The Other Temporary Tax Deduction – Private Mortgage Insurance
You may have heard of the great favor that Congress did for everyone before the break last year. They made a tax deduction that forgives taxpayers from having to pay income tax on debt that is washed away during a foreclosure. Not much of a relief to someone that loses their house, kind of like getting knocked down and then told that you won’t get a slap in the face too.
Well Congress and the President did do a little thing that will help some borrowers get financed and save money at the same time. Private Mortgage Insurance can now be deducted from your taxes like mortgage interest. The deduction will only be around until the end of 2010.
When the Sub Prime market was ramping up out of control most borrowers tried to pen creative ways to avoid PMI, but now many people that could get approved without it before, are finding that if they want financing at all, they have to consider this option. So by making it tax deductible, the cost is offset by the governments tax revenues.

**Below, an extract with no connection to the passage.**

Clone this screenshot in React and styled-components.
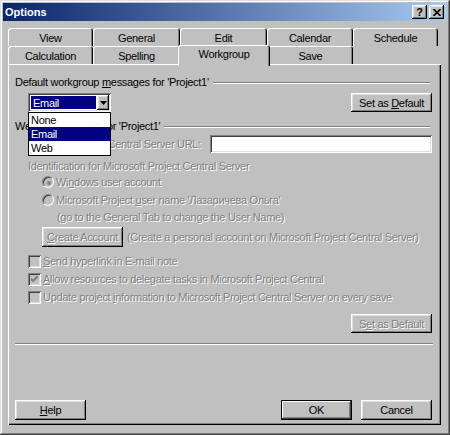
import React from 'react';
import styled, { createGlobalStyle, css } from 'styled-components';

const GlobalStyle = createGlobalStyle`
  html, body {
    margin: 0;
    padding: 0;
    background: #c0c0c0;
  }
  body {
    font-family: 'Liberation Sans', Arial, sans-serif;
    font-size: 11px;
  }
`;

const raised = css`
  box-shadow: inset -1px -1px #000, inset 1px 1px #fff, inset -2px -2px #808080, inset 2px 2px #dfdfdf;
`;
const sunken = css`
  box-shadow: inset 1px 1px #808080, inset -1px -1px #fff, inset 2px 2px #404040, inset -2px -2px #dfdfdf;
`;
const greyed = css`
  color: #808080;
  text-shadow: 1px 1px 0 #fff;
`;

const Dialog = styled.div`
  width: 450px;
  height: 435px;
  box-sizing: border-box;
  padding: 3px;
  background: #c0c0c0;
  box-shadow: inset -1px -1px #404040, inset 1px 1px #dfdfdf, inset -2px -2px #808080, inset 2px 2px #fff;
  display: flex;
  flex-direction: column;
  letter-spacing: -0.3px;
  color: #000;
`;

const TitleBar = styled.div`
  height: 18px;
  display: flex;
  align-items: center;
  padding: 0 3px 0 2px;
  background: linear-gradient(to right, #0a246a, #a6caf0);
`;
const Title = styled.div`
  flex: 1;
  color: #fff;
  font-weight: bold;
  letter-spacing: 0;
`;
const TitleButton = styled.div`
  width: 15px;
  height: 14px;
  margin-left: 2px;
  background: #c0c0c0;
  ${raised};
  display: flex;
  align-items: center;
  justify-content: center;
  font-weight: bold;
  font-size: 11px;
  letter-spacing: 0;
`;

const Body = styled.div`
  flex: 1;
  padding: 7px 6px 0 5px;
  display: flex;
  flex-direction: column;
`;

const TabRow = styled.div`
  display: flex;
  align-items: flex-start;
  height: 18px;
`;
const Tab = styled.div`
  flex: none;
  width: ${p => p.$w}px;
  height: 18px;
  box-sizing: border-box;
  background: #c0c0c0;
  border-radius: 3px 3px 0 0;
  box-shadow: inset 1px 1px #fff, inset -1px 0 #000, inset -2px 0 #808080;
  display: flex;
  align-items: center;
  justify-content: center;
  padding-top: 1px;
  ${p => p.$active && css`
    position: relative;
    z-index: 2;
    width: ${p.$w + 4}px;
    height: 21px;
    margin: -1px -2px -2px;
    padding: 0 0 3px;
  `}
`;

const Panel = styled.div`
  height: 361px;
  box-sizing: border-box;
  padding: 11px 8px 5px 7px;
  box-shadow: inset 1px 1px #fff, inset -1px -1px #000, inset -2px -2px #808080;
  display: flex;
  flex-direction: column;
`;

const GroupHeader = styled.div`
  height: 14px;
  display: flex;
  align-items: center;
  margin-top: ${p => p.$mt || 0}px;
`;
const Etch = styled.div`
  flex: 1;
  height: 0;
  border-top: 1px solid #808080;
  border-bottom: 1px solid #fff;
  margin: ${p => p.$inline ? '1px 3px 0 4px' : '0'};
`;
const Separator = styled(Etch)`
  flex: none;
  margin-top: 10px;
`;

const Row = styled.div`
  display: flex;
  align-items: center;
  height: ${p => p.$h || 14}px;
  margin-top: ${p => p.$mt || 0}px;
  padding-left: ${p => p.$indent || 0}px;
  justify-content: ${p => p.$end ? 'flex-end' : 'flex-start'};
  ${p => p.$disabled && greyed};
`;
const Label = styled.span`
  flex: ${p => p.$grow ? 1 : 'none'};
  white-space: nowrap;
`;
const Key = styled.span`
  text-decoration: underline;
`;

const Combo = styled.div`
  position: relative;
  width: 83px;
  height: 19px;
  margin-left: 13px;
  box-sizing: border-box;
  padding: 2px;
  background: #fff;
  ${sunken};
  display: flex;
`;
const ComboValue = styled.div`
  flex: 1;
  margin: 1px;
  padding-left: 2px;
  background: #000080;
  color: #fff;
  display: flex;
  align-items: center;
`;
const ComboArrow = styled.div`
  width: 12px;
  background: #c0c0c0;
  ${raised};
  display: flex;
  align-items: center;
  justify-content: center;
`;
const ComboList = styled.div`
  position: absolute;
  top: 100%;
  left: 0;
  width: 83px;
  box-sizing: border-box;
  border: 1px solid #000;
  background: #fff;
  z-index: 5;
`;
const ComboItem = styled.div`
  height: 14px;
  display: flex;
  align-items: center;
  padding-left: 2px;
  ${p => p.$selected && css`
    background: #000080;
    color: #fff;
  `}
`;

const Button = styled.button`
  flex: none;
  width: ${p => p.$w || 81}px;
  height: ${p => p.$h || 19}px;
  margin-right: ${p => p.$mr || 0}px;
  padding: 0;
  border: 0;
  font: inherit;
  letter-spacing: inherit;
  color: #000;
  background: #c0c0c0;
  ${raised};
  ${p => p.$default && css`
    box-shadow: inset 0 0 0 1px #000, inset -2px -2px #404040, inset 2px 2px #fff, inset -3px -3px #808080;
  `}
  ${p => p.disabled && greyed};
`;

const TextInput = styled.div`
  width: 222px;
  height: 18px;
  margin-right: 1px;
  box-sizing: border-box;
  background: #fff;
  ${sunken};
`;

const RadioCircle = styled.span`
  flex: none;
  width: 12px;
  height: 12px;
  box-sizing: border-box;
  border-radius: 50%;
  border: 1px solid;
  border-color: #808080 #fff #fff #808080;
  background: #c0c0c0;
  box-shadow: inset 1px 1px #404040;
  margin-right: 2px;
  display: flex;
  align-items: center;
  justify-content: center;
  &::after {
    content: '';
    width: 4px;
    height: 4px;
    border-radius: 50%;
    background: ${p => p.$checked ? '#808080' : 'transparent'};
    margin: 1px 0 0 1px;
  }
`;

const CheckBox = styled.span`
  flex: none;
  width: 13px;
  height: 13px;
  box-sizing: border-box;
  background: #c0c0c0;
  ${sunken};
  margin-right: 2px;
  display: flex;
  align-items: center;
  justify-content: center;
`;

const ButtonBar = styled.div`
  margin-top: auto;
  display: flex;
  align-items: center;
  gap: 9px;
`;
const Spacer = styled.div`
  flex: 1;
`;

const Radio = ({ checked, children, mt }) => (
  <Row $indent={27} $mt={mt} $disabled>
    <RadioCircle $checked={checked} />
    <Label>{children}</Label>
  </Row>
);

const Check = ({ checked, children, mt }) => (
  <Row $indent={13} $mt={mt} $disabled>
    <CheckBox>
      {checked && (
        <svg width="7" height="7" viewBox="0 0 7 7">
          <path d="M0 3 L2 5 L7 0 M0 4 L2 6 L7 1 M0 2 L2 4 L7 -1" stroke="#808080" strokeWidth="1" fill="none" />
        </svg>
      )}
    </CheckBox>
    <Label>{children}</Label>
  </Row>
);

const topTabs = [
  ['View', 85], ['General', 87], ['Edit', 87], ['Calendar', 86], ['Schedule', 85],
];
const bottomTabs = [
  ['Calculation', 85], ['Spelling', 87], ['Workgroup', 88], ['Save', 85],
];

export default function App() {
  return (
    <>
      <GlobalStyle />
      <Dialog>
        <TitleBar>
          <Title>Options</Title>
          <TitleButton>?</TitleButton>
          <TitleButton>
            <svg width="8" height="7" viewBox="0 0 8 7">
              <path d="M0.5 0 L7.5 7 M7.5 0 L0.5 7" stroke="#000" strokeWidth="1.6" />
            </svg>
          </TitleButton>
        </TitleBar>
        <Body>
          <TabRow>
            {topTabs.map(([name, w]) => <Tab key={name} $w={w}>{name}</Tab>)}
          </TabRow>
          <TabRow>
            {bottomTabs.map(([name, w]) => (
              <Tab key={name} $w={w} $active={name === 'Workgroup'}>{name}</Tab>
            ))}
          </TabRow>
          <Panel>
            <GroupHeader>
              <Label>Default workgroup <Key>m</Key>essages for 'Project1'</Label>
              <Etch $inline />
            </GroupHeader>
            <Row $h={19} $mt={4}>
              <Combo>
                <ComboValue>Email</ComboValue>
                <ComboArrow>
                  <svg width="7" height="4" viewBox="0 0 7 4">
                    <path d="M0 0 H7 L3.5 4 Z" fill="#000" />
                  </svg>
                </ComboArrow>
                <ComboList>
                  <ComboItem>None</ComboItem>
                  <ComboItem $selected>Email</ComboItem>
                  <ComboItem>Web</ComboItem>
                </ComboList>
              </Combo>
              <Spacer />
              <Button $mr={1}>Set as <Key>D</Key>efault</Button>
            </Row>
            <GroupHeader $mt={7}>
              <Label>Web client settings for 'Project1'</Label>
              <Etch $inline />
            </GroupHeader>
            <Row $h={18} $mt={2} $indent={13}>
              <Label $grow style={{ color: '#808080', textShadow: '1px 1px 0 #fff' }}>
                Microsoft Project Central Server URL:
              </Label>
              <TextInput />
            </Row>
            <Row $mt={6} $indent={13} $disabled>
              <Label>Identification for Microsoft Project Central Server</Label>
            </Row>
            <Radio checked mt={2}>Wi<Key>n</Key>dows user account</Radio>
            <Radio mt={4}>Microsoft Project <Key>u</Key>ser name 'Лазаричева Ольга'</Radio>
            <Row $mt={3} $indent={42} $disabled>
              <Label>(go to the General Tab to change the User Name)</Label>
            </Row>
            <Row $h={20} $mt={3} $indent={27} $disabled>
              <Button $h={20} disabled><Key>C</Key>reate Account</Button>
              <Label style={{ marginLeft: 4 }}>(Create a personal account on Microsoft Project Central Server)</Label>
            </Row>
            <Check mt={7}><Key>S</Key>end hyperlink in E-mail note</Check>
            <Check checked mt={4}><Key>A</Key>llow resources to delegate tasks in Microsoft Project Central</Check>
            <Check mt={4}>Update project <Key>i</Key>nformation to Microsoft Project Central Server on every save</Check>
            <Row $h={19} $mt={10} $end>
              <Button $mr={1} disabled>S<Key>e</Key>t as Default</Button>
            </Row>
            <Separator />
            <ButtonBar>
              <Button $w={71} $h={20}><Key>H</Key>elp</Button>
              <Spacer />
              <Button $w={71} $h={20} $default>OK</Button>
              <Button $w={71} $h={20} $mr={1}>Cancel</Button>
            </ButtonBar>
          </Panel>
        </Body>
      </Dialog>
    </>
  );
}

The legislation is retroactive to Jan. 1, 2007. As a result, homeowners who had mortgage debt canceled this year won’t have to pay tax on it. The tax relief is scheduled to expire at the end of 2009, reflecting lawmakers’ belief that the subprime crisis “is a temporary problem so you only needed a temporary solution,” Schwarz says.
President Bush last week signed the bill, which also extends a tax deduction for private mortgage insurance through 2010.